First published in Psychological Review, 29, 44-53.

The idea of behaviorism is abroad. In the most diverse quarters its lingo, if not its substance, is spreading like wildfire. Why?

In the first place, it is to be observed that ever since the days of Ebbinghaus's experiments on memory the inadequacy of the merely introspective method as such has been becoming more and more obvious. And the recent work in mental tests and animal psychology has strengthened this conviction. In the second place, there has always been a formal logical difficulty about the introspective method which has troubled certain minds. That is, the definition of psychology as the examination and analysis of private conscious contents has been something of a logical sticker. For how can one build up a science upon elements which by very definition are said to be private and non-communicable? And, thirdly, the introspective method is practically arduous and seemingly barren of results. It is these three features, then, which seem to have been primarily responsible for the spread and catching of behavioristic categories.

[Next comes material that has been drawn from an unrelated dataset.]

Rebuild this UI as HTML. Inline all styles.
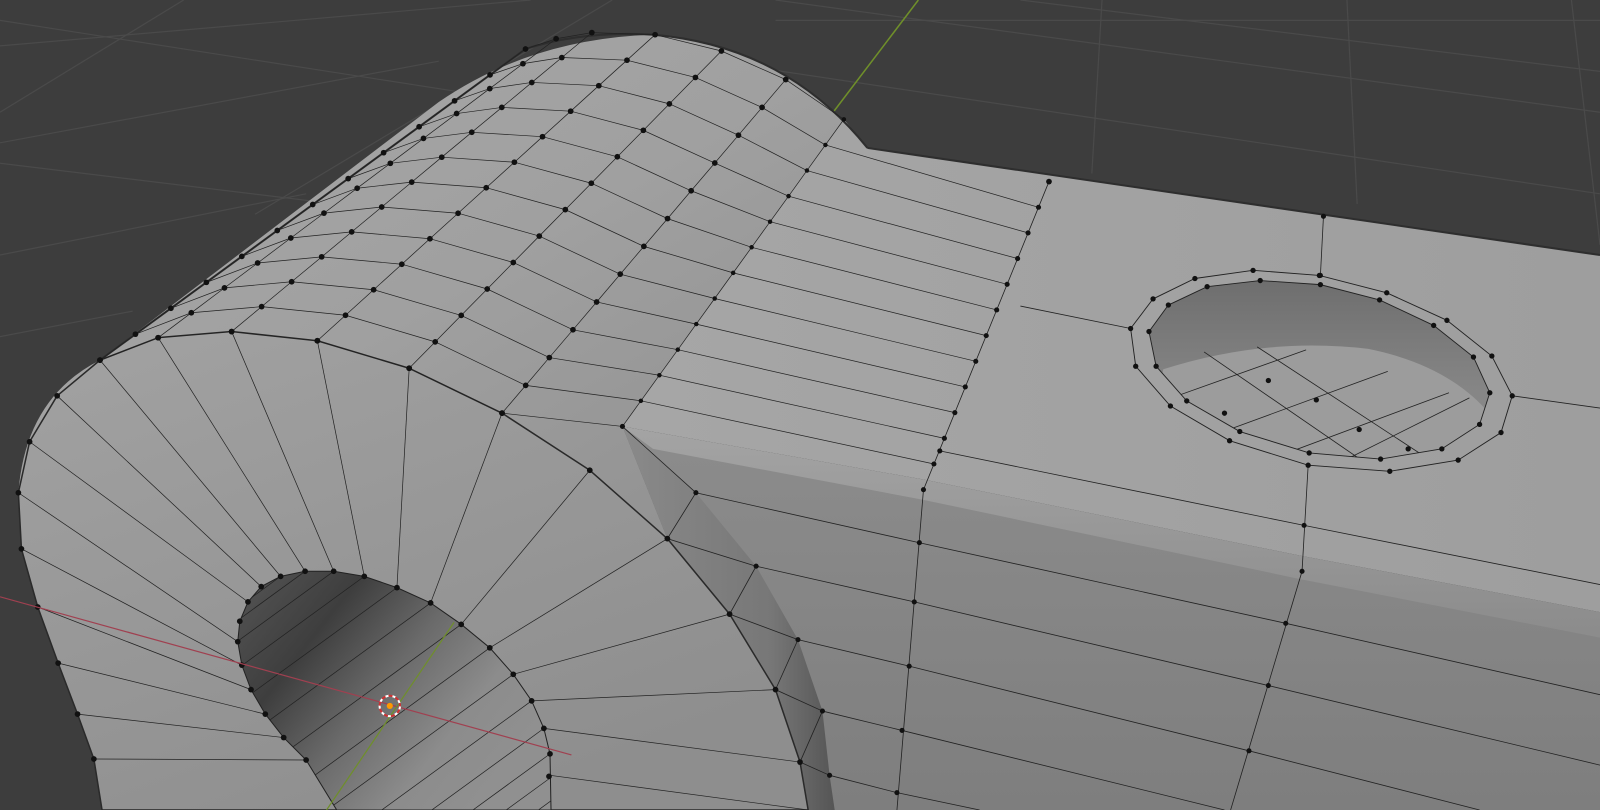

What, now, does the behaviorist offer as a substitute? We turn to the arch-behaviorist, Watson. Behaviorism, he says, will be the study of stimulus and response such that given the stimulus we can predict the response, and given the response we can predict the stimulus. Very good! But how does he define stimulus and response? He defines them, he says, in the terms in which physiology defines them; that is, stimuli are such things as "rays of light of different wave lengths, sound waves differing in amplitude, length, phase [p. 45] and combination, gaseous particles given off in such small diameters that they affect the membrane of the nose," etc., and responses are such things as "muscle contractions and gland secretions."[2] We turn, however, to a later chapter[3] and read with astonishment, in a footnote, that "It is perfectly possible for a student of behavior entirely ignorant of the sympathetic nervous system and of the glands and smooth muscles or even of the central nervous system as a whole, to write a thoroughly comprehensive and accurate study of the emotions." But how can this be, we ask, if, by very definition, behavior is a matter of 'muscle contractions' and 'gland secretions?' How, on the basis of this definition, can a person 'ignorant of glands and muscles' write a behavioristic account of anything? That he can write such an account we would admit. The only difference between our point of view and Watson's would be that we should insist that such an account would be the only truly behavior account, and that an account in terms of muscle contraction and gland secretion, as such, would not be behaviorism at all but a mere physiology.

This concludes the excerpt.